I agree that if a child is forced to include "under God" when he says the pledge, or even he or she is forced to say the pledge if it is against his or her religion, I have just as much of a problem as you do.
I think you get a little shrill when you call it a "tool of indoctrination". I've said it all my life as a way to show "solidarity" with my fellow Americans and to declare my loyalty to a country I feel has given great gifts to its people, simply by not taking away our liberties. Making room for religious expression is not establishing religion. If you exclude any and all voluntary expression of religious belief, however, you're still establishing, if not a religion, then a philosophy - namely Atheism. It's messy to figure out how to make space for everybody's beliefs, but it's certainly worth trying.
So while you should not be forced to practice anything you feel is a religious act and contrary to your beliefs, at the same time, those who do have religious beliefs should not be prohibited from expressing those beliefs. That's why I argue that the pledge should retain a "place-holder" for those who wish to say "under God" and for those who wish to say "under Allah" or for that matter Buddah, Krishna or Jehovah. And for those who do not pledge at all, they should be allowed to do that as well.
I realize there are some right wing types out there whose zeal is misplaced. They shame us all and give Christians a bad name. These folks are as much outliers to the conservative or Christian community (not one in the same by the way) as communist guerillas are to liberals and socialists.
Many people have had a bad experience as children with the Christian lunatic fringe. In my experience they are a tiny, vocal and stupid minority.
I work closely as a public policy advocate with liberals and conservatives. Mostly, I find we all want the same things, we just disagree on how to get them.
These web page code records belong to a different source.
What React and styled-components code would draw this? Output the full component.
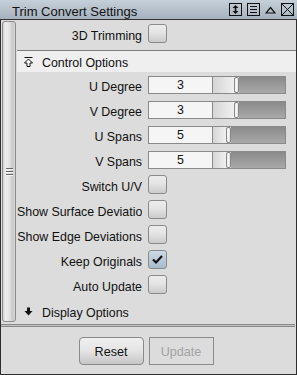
import React from "react";
import styled, { createGlobalStyle, css } from "styled-components";

const GlobalStyle = createGlobalStyle`
  html, body { margin: 0; padding: 0; background: #dcdcdc; }
  body { font-family: "Liberation Sans", Arial, sans-serif; }
  * { box-sizing: border-box; }
`;

const Window = styled.div`
  width: 297px;
  height: 375px;
  display: flex;
  flex-direction: column;
  background: #dcdcdc;
  color: #111;
`;

const TitleBar = styled.div`
  height: 20px;
  flex: none;
  display: flex;
  align-items: center;
  padding: 0 3px 0 12px;
  border-bottom: 1px solid #333;
  background: linear-gradient(#c6d0da, #a6b2be);
`;

const Title = styled.div`
  flex: 1;
  font-size: 13px;
  padding-top: 4px;
  white-space: nowrap;
`;

const TitleIcons = styled.div`
  display: flex;
  align-items: center;
  gap: 5px;
`;

const Body = styled.div`
  flex: 1;
  display: flex;
  flex-direction: column;
  border: 1px solid #2e2e2e;
  border-top: none;
`;

const Main = styled.div`
  height: 304px;
  flex: none;
  display: flex;
`;

const Sidebar = styled.div`
  width: 16px;
  flex: none;
  display: flex;
  padding: 1px 1px 2px 1px;
`;

const Strip = styled.div`
  flex: 1;
  display: flex;
  align-items: center;
  justify-content: center;
  border: 1px solid #8c8c8c;
  border-radius: 3px;
  background: linear-gradient(to right, #cfcfcf 0%, #ededed 20%, #e4e4e4 50%, #c9c9c9 80%, #d8d8d8 100%);
`;

const Grip = styled.div`
  display: flex;
  flex-direction: column;
  gap: 1px;
`;

const GripLine = styled.div`
  width: 7px;
  height: 2px;
  border-top: 1px solid #666;
  border-bottom: 1px solid #f4f4f4;
`;

const Content = styled.div`
  flex: 1;
  display: flex;
  flex-direction: column;
  padding-top: 1px;
`;

const Row = styled.div`
  display: flex;
  align-items: center;
  height: ${(p) => (p.$top ? "19px" : "25px")};
  flex: none;
  ${(p) =>
    p.$top &&
    css`
      margin: 3px 0 7px;
    `}
`;

const Label = styled.div`
  width: 125px;
  flex: none;
  margin-right: 6px;
  text-align: right;
  white-space: nowrap;
  overflow: hidden;
  font-size: 12.4px;
  line-height: 14px;
  padding-top: 4px;
`;

const Divider = styled.div`
  height: 1px;
  flex: none;
  background: #7d7d7d;
`;

const SectionHeader = styled.div`
  height: 21px;
  flex: none;
  display: flex;
  align-items: center;
  padding-left: 7px;
  gap: 9px;
  font-size: 12.4px;
  background: ${(p) => (p.$open ? "#efefef" : "transparent")};
  margin-top: ${(p) => (p.$open ? "0" : "4px")};
`;

const HeaderText = styled.span`
  padding-top: 2px;
  white-space: nowrap;
`;

const Field = styled.div`
  width: 65px;
  height: 18px;
  flex: none;
  border: 1px solid #8a8a8a;
  background: #f5f5f5;
  font-size: 12.4px;
  display: flex;
  align-items: center;
  justify-content: center;
  padding-top: 1px;
`;

const Slider = styled.div`
  width: 73px;
  height: 18px;
  flex: none;
  display: flex;
  align-items: stretch;
  border: 1px solid #8a8a8a;
  border-left: none;
`;

const SliderFill = styled.div`
  flex: none;
  background: linear-gradient(to right, #d6d6d6, #f0f0f0);
`;

const SliderHandle = styled.div`
  width: 5px;
  flex: none;
  border: 1px solid #8a8a8a;
  border-radius: 2px;
  background: linear-gradient(to right, #e8e8e8, #fafafa, #dadada);
`;

const SliderTrack = styled.div`
  flex: 1;
  background: linear-gradient(#8a8a8a, #a9a9a9);
`;

const Check = styled.div`
  width: 19px;
  height: 19px;
  flex: none;
  border: 1px solid #8a8a8a;
  border-radius: 3px;
  display: flex;
  align-items: center;
  justify-content: center;
  background: ${(p) =>
    p.$checked
      ? "linear-gradient(#cdd9e5, #a8bbcc)"
      : "linear-gradient(#ececec 0%, #e4e4e4 45%, #cbcbcb 100%)"};
`;

const Separator = styled.div`
  height: 3px;
  flex: none;
  margin-right: 1px;
  border-top: 1px solid #8a8a8a;
  border-bottom: 1px solid #8a8a8a;
  background: #c2c2c2;
`;

const Footer = styled.div`
  flex: 1;
  display: flex;
  justify-content: center;
  align-items: flex-start;
  gap: 5px;
  padding: 10px 5px 0 0;
`;

const Button = styled.button`
  width: 65px;
  height: 28px;
  padding: 2px 0 0;
  font-family: "Liberation Sans", Arial, sans-serif;
  font-size: 12.6px;
  color: #111;
  border: 1px solid #8a8a8a;
  border-radius: 4px;
  background: linear-gradient(#f0f0f0 0%, #e4e4e4 50%, #c6c6c6 100%);
  ${(p) =>
    p.disabled &&
    css`
      border-radius: 0;
      background: #dcdcdc;
      color: #a3a3a3;
    `}
`;

const Icon = styled.svg`
  display: block;
  flex: none;
`;

const BoxIcon = ({ children, w = 13 }) => (
  <Icon width={w} height="13" viewBox={`0 0 ${w} 13`}>
    {children}
  </Icon>
);

const sliders = [
  { label: "U Degree", value: 3, pos: 21 },
  { label: "V Degree", value: 3, pos: 21 },
  { label: "U Spans", value: 5, pos: 13 },
  { label: "V Spans", value: 5, pos: 13 },
];

const checks = [
  { label: "Switch U/V", checked: false },
  { label: "Show Surface Deviations", checked: false },
  { label: "Show Edge Deviations", checked: false },
  { label: "Keep Originals", checked: true },
  { label: "Auto Update", checked: false },
];

const CheckBox = ({ checked }) => (
  <Check $checked={checked}>
    {checked && (
      <svg width="13" height="11" viewBox="0 0 13 11">
        <path d="M2 5.5 L5 8.5 L11 2" fill="none" stroke="#111" strokeWidth="2.2" />
      </svg>
    )}
  </Check>
);

export default function App() {
  return (
    <>
      <GlobalStyle />
      <Window>
        <TitleBar>
          <Title>Trim Convert Settings</Title>
          <TitleIcons>
            <BoxIcon>
              <rect x="0.5" y="0.5" width="12" height="12" fill="none" stroke="#111" />
              <line x1="6.5" y1="4" x2="6.5" y2="9" stroke="#111" strokeWidth="1.6" />
              <polygon points="3.5,5 9.5,5 6.5,2" fill="#111" />
              <polygon points="3.5,8 9.5,8 6.5,11" fill="#111" />
            </BoxIcon>
            <BoxIcon>
              <rect x="0.5" y="0.5" width="12" height="12" fill="none" stroke="#111" />
              <line x1="3" y1="3.5" x2="10" y2="3.5" stroke="#111" />
              <line x1="3" y1="6.5" x2="10" y2="6.5" stroke="#111" />
              <line x1="3" y1="9.5" x2="10" y2="9.5" stroke="#111" />
            </BoxIcon>
            <BoxIcon w={11}>
              <polygon points="1,10 10,10 5.5,4.5" fill="none" stroke="#111" strokeWidth="1.2" />
            </BoxIcon>
            <BoxIcon>
              <rect x="0.5" y="0.5" width="12" height="12" fill="none" stroke="#111" />
              <line x1="0.5" y1="0.5" x2="12.5" y2="12.5" stroke="#111" />
              <line x1="12.5" y1="0.5" x2="0.5" y2="12.5" stroke="#111" />
            </BoxIcon>
          </TitleIcons>
        </TitleBar>
        <Body>
          <Main>
            <Sidebar>
              <Strip>
                <Grip>
                  <GripLine />
                  <GripLine />
                  <GripLine />
                </Grip>
              </Strip>
            </Sidebar>
            <Content>
              <Row $top>
                <Label>3D Trimming</Label>
                <CheckBox checked={false} />
              </Row>
              <Divider />
              <SectionHeader $open>
                <svg width="9" height="10" viewBox="0 0 9 10">
                  <line x1="0.5" y1="0.5" x2="8.5" y2="0.5" stroke="#111" />
                  <polygon points="4.5,2 8.5,6 6,6 6,9.5 3,9.5 3,6 0.5,6" fill="#fff" stroke="#111" strokeWidth="1" />
                </svg>
                <HeaderText>Control Options</HeaderText>
              </SectionHeader>
              {sliders.map((s) => (
                <Row key={s.label}>
                  <Label>{s.label}</Label>
                  <Field>{s.value}</Field>
                  <Slider>
                    <SliderFill style={{ width: s.pos }} />
                    <SliderHandle />
                    <SliderTrack />
                  </Slider>
                </Row>
              ))}
              {checks.map((c) => (
                <Row key={c.label}>
                  <Label>{c.label}</Label>
                  <CheckBox checked={c.checked} />
                </Row>
              ))}
              <SectionHeader>
                <svg width="9" height="9" viewBox="0 0 9 9">
                  <rect x="3" y="0.5" width="3" height="4" fill="#111" />
                  <polygon points="0.5,4 8.5,4 4.5,8.5" fill="#111" />
                </svg>
                <HeaderText>Display Options</HeaderText>
              </SectionHeader>
            </Content>
          </Main>
          <Separator />
          <Footer>
            <Button>Reset</Button>
            <Button disabled>Update</Button>
          </Footer>
        </Body>
      </Window>
    </>
  );
}
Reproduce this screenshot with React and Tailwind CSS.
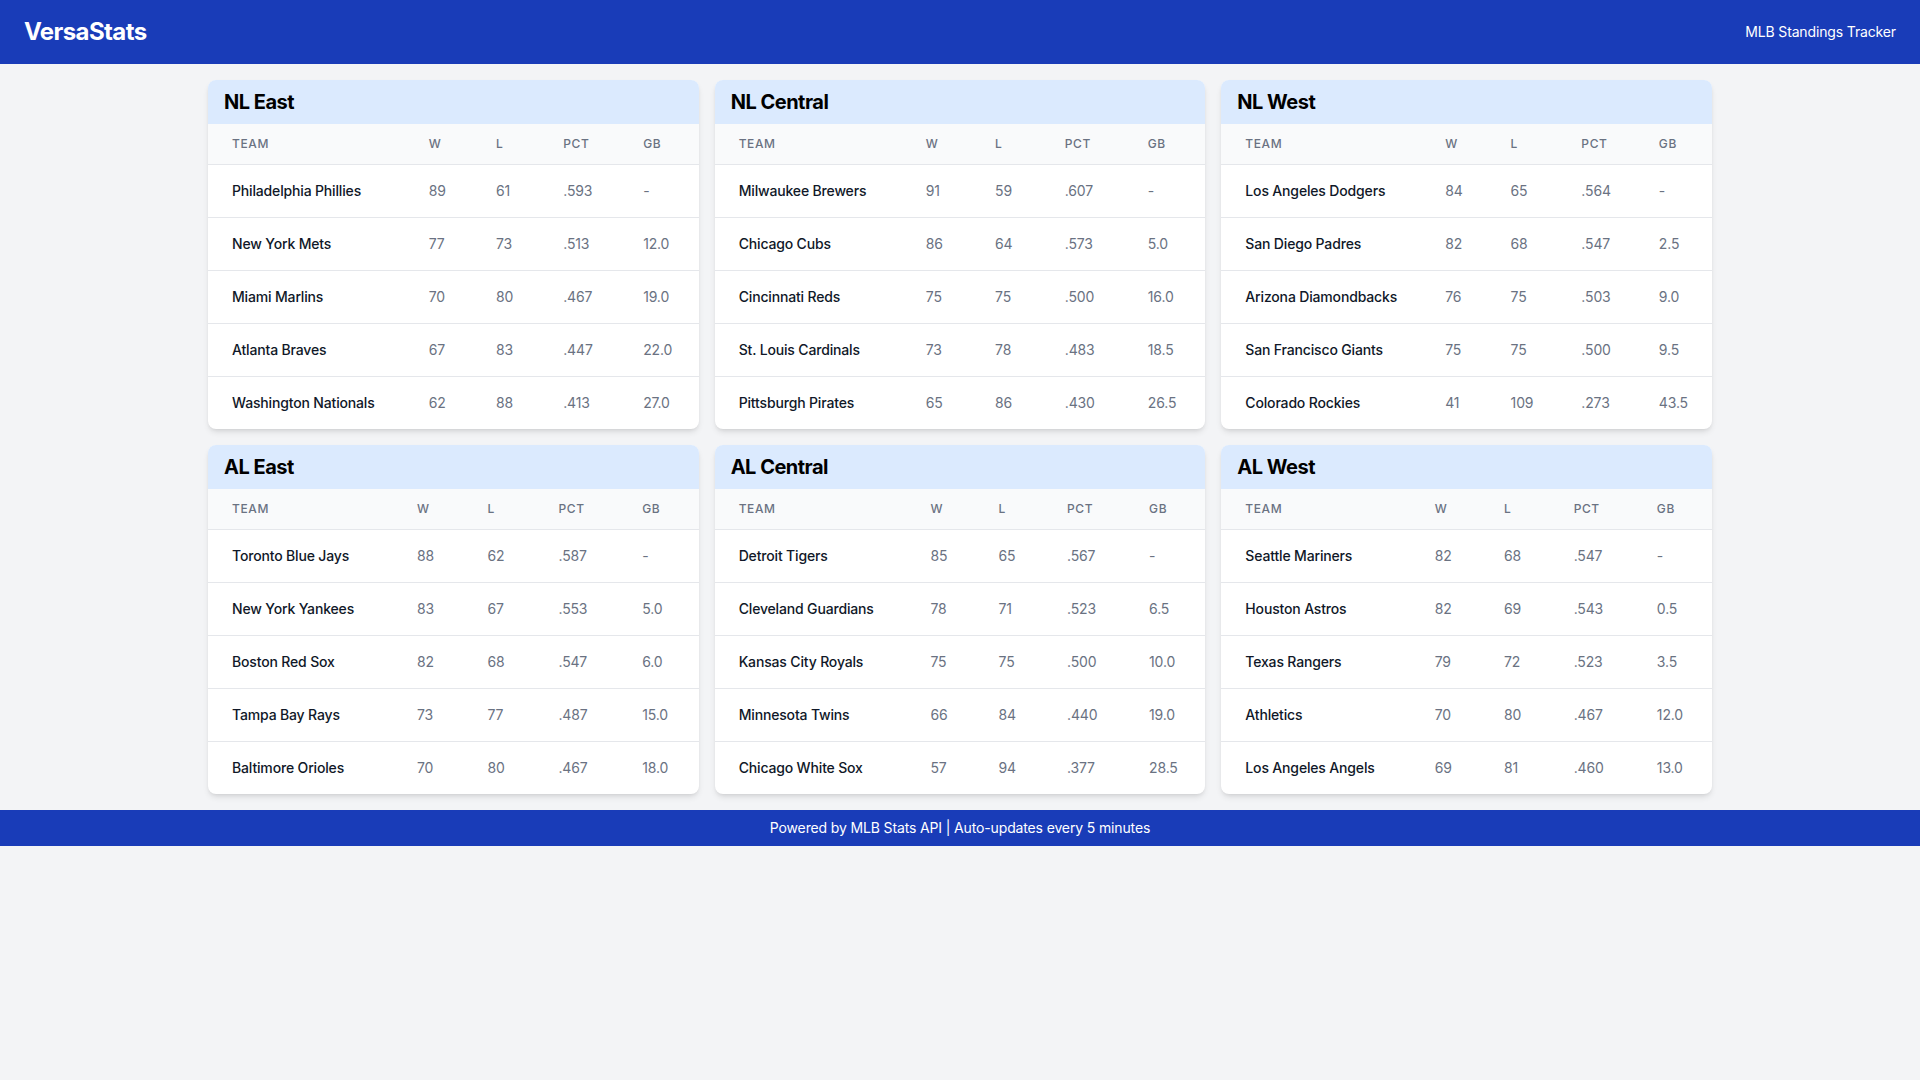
const divisions = [
  {
    name: 'NL East',
    teams: [
      ['Philadelphia Phillies', 89, 61, '.593', '-'],
      ['New York Mets', 77, 73, '.513', '12.0'],
      ['Miami Marlins', 70, 80, '.467', '19.0'],
      ['Atlanta Braves', 67, 83, '.447', '22.0'],
      ['Washington Nationals', 62, 88, '.413', '27.0'],
    ],
  },
  {
    name: 'NL Central',
    teams: [
      ['Milwaukee Brewers', 91, 59, '.607', '-'],
      ['Chicago Cubs', 86, 64, '.573', '5.0'],
      ['Cincinnati Reds', 75, 75, '.500', '16.0'],
      ['St. Louis Cardinals', 73, 78, '.483', '18.5'],
      ['Pittsburgh Pirates', 65, 86, '.430', '26.5'],
    ],
  },
  {
    name: 'NL West',
    teams: [
      ['Los Angeles Dodgers', 84, 65, '.564', '-'],
      ['San Diego Padres', 82, 68, '.547', '2.5'],
      ['Arizona Diamondbacks', 76, 75, '.503', '9.0'],
      ['San Francisco Giants', 75, 75, '.500', '9.5'],
      ['Colorado Rockies', 41, 109, '.273', '43.5'],
    ],
  },
  {
    name: 'AL East',
    teams: [
      ['Toronto Blue Jays', 88, 62, '.587', '-'],
      ['New York Yankees', 83, 67, '.553', '5.0'],
      ['Boston Red Sox', 82, 68, '.547', '6.0'],
      ['Tampa Bay Rays', 73, 77, '.487', '15.0'],
      ['Baltimore Orioles', 70, 80, '.467', '18.0'],
    ],
  },
  {
    name: 'AL Central',
    teams: [
      ['Detroit Tigers', 85, 65, '.567', '-'],
      ['Cleveland Guardians', 78, 71, '.523', '6.5'],
      ['Kansas City Royals', 75, 75, '.500', '10.0'],
      ['Minnesota Twins', 66, 84, '.440', '19.0'],
      ['Chicago White Sox', 57, 94, '.377', '28.5'],
    ],
  },
  {
    name: 'AL West',
    teams: [
      ['Seattle Mariners', 82, 68, '.547', '-'],
      ['Houston Astros', 82, 69, '.543', '0.5'],
      ['Texas Rangers', 79, 72, '.523', '3.5'],
      ['Athletics', 70, 80, '.467', '12.0'],
      ['Los Angeles Angels', 69, 81, '.460', '13.0'],
    ],
  },
];

const DivisionCard = ({ division }) => (
  <div className="bg-white rounded-lg shadow-md overflow-hidden">
    <div className="bg-blue-100 px-4 py-2">
      <h2 className="text-xl font-bold tracking-tight text-black">{division.name}</h2>
    </div>
    <table className="w-full">
      <thead className="bg-gray-50 border-b border-gray-200">
        <tr>
          {['Team', 'W', 'L', 'PCT', 'GB'].map((h) => (
            <th
              key={h}
              className="px-6 py-3 text-left text-xs font-medium text-gray-500 uppercase tracking-wider"
            >
              {h}
            </th>
          ))}
        </tr>
      </thead>
      <tbody className="divide-y divide-gray-200 tracking-[-0.01em]">
        {division.teams.map(([team, w, l, pct, gb]) => (
          <tr key={team}>
            <td className="px-6 py-4 whitespace-nowrap text-sm font-medium text-gray-900">{team}</td>
            <td className="px-6 py-4 whitespace-nowrap text-sm text-gray-500">{w}</td>
            <td className="px-6 py-4 whitespace-nowrap text-sm text-gray-500">{l}</td>
            <td className="px-6 py-4 whitespace-nowrap text-sm text-gray-500">{pct}</td>
            <td className="px-6 py-4 whitespace-nowrap text-sm text-gray-500">{gb}</td>
          </tr>
        ))}
      </tbody>
    </table>
  </div>
);

export default function App() {
  return (
    <div className="min-h-screen bg-gray-100 font-['Inter',sans-serif]">
      {/* Header */}
      <header className="bg-blue-800 text-white px-6 py-4 flex items-center justify-between">
        <h1 className="text-2xl font-bold tracking-tight">VersaStats</h1>
        <span className="text-sm tracking-[-0.01em]">MLB Standings Tracker</span>
      </header>

      <main className="max-w-[1536px] mx-auto px-4 py-4">
        <div className="grid grid-cols-3 gap-4">
          {divisions.map((d) => (
            <DivisionCard key={d.name} division={d} />
          ))}
        </div>
      </main>

      <footer className="bg-blue-800 text-white text-center py-2 text-sm tracking-[-0.01em]">
        Powered by MLB Stats API | Auto-updates every 5 minutes
      </footer>
    </div>
  );
}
It has been worlds of fun figuring out how to work together to overcome our differences and accomplish things as a diverse community. But I get as much nasty, bigoted treatment from liberals as others do from conservatives on the kook fringe.
Try not to be too angry at your classmates' dirty looks. Mine beat the crap out of me every other day for about 8 years before I finally got big enough to defend myself. Several of those classmates went to prison, and one was executed for a multiple murder in Louisiana. I strongly dislike bullies, but I got over it. They don't represent, say Democrats, though they ridiculed me for not supporting the prevailing Southern Democrat views about persons of color. Everybody in my town was a Democrat. Some nice, some downright evil. Many radically prejudiced. It's not the party any more than it's the church. It's the choices we make personally.
If you thought that, as a Christian, I supported forcing kids to say the pledge or making sure they said "under God", you're wrong. There are some dufuses in the Christian church that believe you should. They tend to love hellfire and brimstone sermons to scare people into line. Again, these guys are outliers, and not, I believe, true followers of Christ.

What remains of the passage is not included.